* _Dataset extract_:
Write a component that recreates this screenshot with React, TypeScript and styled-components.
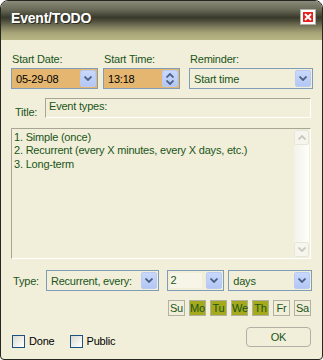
import React from 'react';
import styled, { createGlobalStyle } from 'styled-components';

const Global = createGlobalStyle`
  html, body {
    margin: 0;
    padding: 0;
    background: #fff;
  }
  * {
    box-sizing: border-box;
  }
`;

const green = '#1b551b';

function Chevron({ up }: { up?: boolean }) {
  return (
    <svg width="8" height="5" viewBox="0 0 8 5">
      <path
        d={up ? 'M0.5 4.5 L4 1 L7.5 4.5' : 'M0.5 0.5 L4 4 L7.5 0.5'}
        fill="none"
        stroke="#4d6185"
        strokeWidth="1.8"
      />
    </svg>
  );
}

function Combo({ value, width, bg, color, edit }: { value: string; width: number; bg?: string; color?: string; edit?: boolean }) {
  return (
    <ComboBox $width={width} $bg={bg}>
      {edit ? <EditText>{value}</EditText> : <ComboText $color={color}>{value}</ComboText>}
      <DropBtn>
        <Chevron />
      </DropBtn>
    </ComboBox>
  );
}

const days = [
  { d: 'Su', on: false },
  { d: 'Mo', on: true },
  { d: 'Tu', on: true },
  { d: 'We', on: true },
  { d: 'Th', on: true },
  { d: 'Fr', on: false },
  { d: 'Sa', on: false },
];

function App() {
  return (
    <>
      <Global />
      <Window>
        <TitleBar>
          <TitleText>Event/TODO</TitleText>
          <CloseBtn>
            <CloseRed>
              <svg width="8" height="8" viewBox="0 0 8 8">
                <path d="M1 1 L7 7 M7 1 L1 7" stroke="#fff" strokeWidth="2" />
              </svg>
            </CloseRed>
          </CloseBtn>
        </TitleBar>
        <Body>
          <TopRow>
            <Field>
              <Label>Start Date:</Label>
              <Combo value="05-29-08" width={87} bg="#e4b66f" color="#000" />
            </Field>
            <Field>
              <Label>Start Time:</Label>
              <ComboBox $width={77} $bg="#e4b66f">
                <ComboText $color="#000">13:18</ComboText>
                <SpinBtn>
                  <Chevron up />
                  <Chevron />
                </SpinBtn>
              </ComboBox>
            </Field>
            <Field>
              <Label>Reminder:</Label>
              <Combo value="Start time" width={124} />
            </Field>
          </TopRow>
          <TitleRow>
            <RowLabel>Title:</RowLabel>
            <ReadBox>Event types:</ReadBox>
          </TitleRow>
          <Notes>
            <NotesText>
              <div>1. Simple (once)</div>
              <div>2. Recurrent (every X minutes, every X days, etc.)</div>
              <div>3. Long-term</div>
            </NotesText>
            <ScrollBar>
              <ScrollArrow>
                <svg width="8" height="5" viewBox="0 0 8 5">
                  <path d="M0.5 4.5 L4 1 L7.5 4.5" fill="none" stroke="#c9c7ba" strokeWidth="1.8" />
                </svg>
              </ScrollArrow>
              <ScrollArrow>
                <svg width="8" height="5" viewBox="0 0 8 5">
                  <path d="M0.5 0.5 L4 4 L7.5 0.5" fill="none" stroke="#c9c7ba" strokeWidth="1.8" />
                </svg>
              </ScrollArrow>
            </ScrollBar>
          </Notes>
          <TypeRow>
            <TypeLabel>Type:</TypeLabel>
            <Combo value="Recurrent, every:" width={113} />
            <Spacer $w={9} />
            <Combo value="2" width={57} edit />
            <Spacer $w={4} />
            <Combo value="days" width={84} />
          </TypeRow>
          <DaysRow>
            {days.map((x) => (
              <Day key={x.d} $on={x.on}>{x.d}</Day>
            ))}
          </DaysRow>
          <BottomRow>
            <Check>
              <CheckBox />
              Done
            </Check>
            <Check>
              <CheckBox />
              Public
            </Check>
            <OkButton>OK</OkButton>
          </BottomRow>
        </Body>
      </Window>
    </>
  );
}

const Window = styled.div`
  width: 323px;
  height: 360px;
  display: flex;
  flex-direction: column;
  border: 1px solid #262620;
  border-radius: 8px 8px 4px 4px;
  overflow: hidden;
  background: #f1efd9;
  font-family: 'Liberation Sans', Arial, sans-serif;
  font-size: 11px;
  letter-spacing: -0.2px;
`;

const TitleBar = styled.div`
  height: 39px;
  flex: none;
  display: flex;
  align-items: center;
  justify-content: space-between;
  padding: 0 6px 5px 10px;
  background: linear-gradient(
    to bottom,
    #8a8a7a 0%,
    #6a6a58 22%,
    #3a3a2c 42%,
    #4a4a38 50%,
    #7d7b5c 66%,
    #a8a578 82%,
    #b8b585 100%
  );
`;

const TitleText = styled.div`
  color: #fff;
  font-family: 'Liberation Sans', Arial, sans-serif;
  font-weight: bold;
  font-size: 14px;
  letter-spacing: -0.2px;
  text-shadow: 1px 1px 0 #2e2e24;
`;

const CloseBtn = styled.div`
  width: 16px;
  height: 16px;
  border: 1px solid #b0b0a8;
  background: #fff;
  display: flex;
  align-items: center;
  justify-content: center;
  margin-top: -3px;
`;

const CloseRed = styled.div`
  width: 10px;
  height: 10px;
  background: #e5201c;
  display: flex;
  align-items: center;
  justify-content: center;
`;

const Body = styled.div`
  flex: 1;
  display: flex;
  flex-direction: column;
  padding: 13px 10px 0 10px;
`;

const TopRow = styled.div`
  display: flex;
`;

const Field = styled.div`
  display: flex;
  flex-direction: column;
  margin-right: 5px;
  &:nth-child(2) {
    margin-right: 9px;
  }
`;

const Label = styled.div`
  color: ${green};
  line-height: 13px;
  margin: 0 0 2px 1px;
`;

const ComboBox = styled.div<{ $width: number; $bg?: string }>`
  width: ${(p) => p.$width}px;
  height: 21px;
  border: 1px solid #7f9db9;
  background: ${(p) => p.$bg || '#f1efd9'};
  display: flex;
  align-items: center;
  padding: 1px;
`;

const ComboText = styled.div<{ $color?: string }>`
  flex: 1;
  padding-left: 3px;
  color: ${(p) => p.$color || green};
  white-space: nowrap;
  overflow: hidden;
`;

const EditText = styled.div`
  flex: 1;
  height: 15px;
  margin: 0 4px 0 1px;
  line-height: 15px;
  background: #f6f5e8;
  color: ${green};
`;

const DropBtn = styled.div`
  width: 16px;
  height: 17px;
  border-radius: 2px;
  background: linear-gradient(to bottom, #c9d8fc, #b3c7f5);
  border: 1px solid #b9cbf3;
  display: flex;
  align-items: center;
  justify-content: center;
`;

const SpinBtn = styled(DropBtn)`
  flex-direction: column;
  gap: 2px;
`;

const TitleRow = styled.div`
  display: flex;
  align-items: flex-end;
  margin-top: 9px;
`;

const RowLabel = styled.div`
  color: ${green};
  width: 34px;
  padding-left: 4px;
  line-height: 13px;
  margin-bottom: -1px;
`;

const ReadBox = styled.div`
  flex: 1;
  height: 20px;
  margin-right: 1px;
  border: 1px solid #a7a594;
  border-right-color: #fff;
  border-bottom-color: #fff;
  color: ${green};
  padding: 1px 3px;
  line-height: 13px;
`;

const Notes = styled.div`
  margin-top: 10px;
  height: 131px;
  border: 1px solid #a7a594;
  border-right-color: #fff;
  border-bottom-color: #fff;
  display: flex;
  padding: 1px 1px 1px 0;
  width: 300px;
`;

const NotesText = styled.div`
  flex: 1;
  color: ${green};
  line-height: 13.4px;
  padding: 1px 0 0 2px;
  white-space: nowrap;
`;

const ScrollBar = styled.div`
  width: 15px;
  display: flex;
  flex-direction: column;
  justify-content: space-between;
  background: linear-gradient(to right, #f3f2ea, #fefefb);
`;

const ScrollArrow = styled.div`
  height: 15px;
  border: 1px solid #e8e6d8;
  border-radius: 2px;
  background: #f6f5ee;
  display: flex;
  align-items: center;
  justify-content: center;
`;

const TypeRow = styled.div`
  display: flex;
  align-items: center;
  margin-top: 11px;
`;

const TypeLabel = styled.div`
  color: ${green};
  width: 35px;
  padding-left: 2px;
`;

const Spacer = styled.div<{ $w: number }>`
  width: ${(p) => p.$w}px;
`;

const DaysRow = styled.div`
  display: flex;
  justify-content: flex-end;
  gap: 4px;
  margin-top: 9px;
  padding-right: 1px;
`;

const Day = styled.div<{ $on: boolean }>`
  width: 17px;
  height: 16px;
  border: 1px solid #b3b1a4;
  background: ${(p) => (p.$on ? '#a5a91c' : '#f1efd9')};
  color: ${green};
  font-size: 11px;
  line-height: 14px;
  text-align: center;
`;

const BottomRow = styled.div`
  display: flex;
  align-items: flex-end;
  margin-top: 11px;
`;

const Check = styled.div`
  display: flex;
  align-items: center;
  gap: 4px;
  margin-right: 14px;
  color: #000;
  font-size: 11px;
  line-height: 13px;
  padding-left: 1px;
`;

const CheckBox = styled.div`
  width: 13px;
  height: 13px;
  border: 1px solid #1c5180;
  background: linear-gradient(135deg, #dcdbd0, #fff);
`;

const OkButton = styled.div`
  margin-left: auto;
  margin-right: 1px;
  margin-bottom: 1px;
  width: 65px;
  height: 20px;
  border: 1px solid #b1b0a6;
  border-radius: 4px;
  color: ${green};
  display: flex;
  align-items: center;
  justify-content: center;
  font-size: 11px;
`;

export default App;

* _Exercise goal_: Everything from the first line of the listing above through the line that contains "const green = '#1b551b';" is to be restated word for word, minus the pictures.

* _Full answer_:
Write a component that recreates this screenshot with React, TypeScript and styled-components.
import React from 'react';
import styled, { createGlobalStyle } from 'styled-components';

const Global = createGlobalStyle`
  html, body {
    margin: 0;
    padding: 0;
    background: #fff;
  }
  * {
    box-sizing: border-box;
  }
`;

const green = '#1b551b';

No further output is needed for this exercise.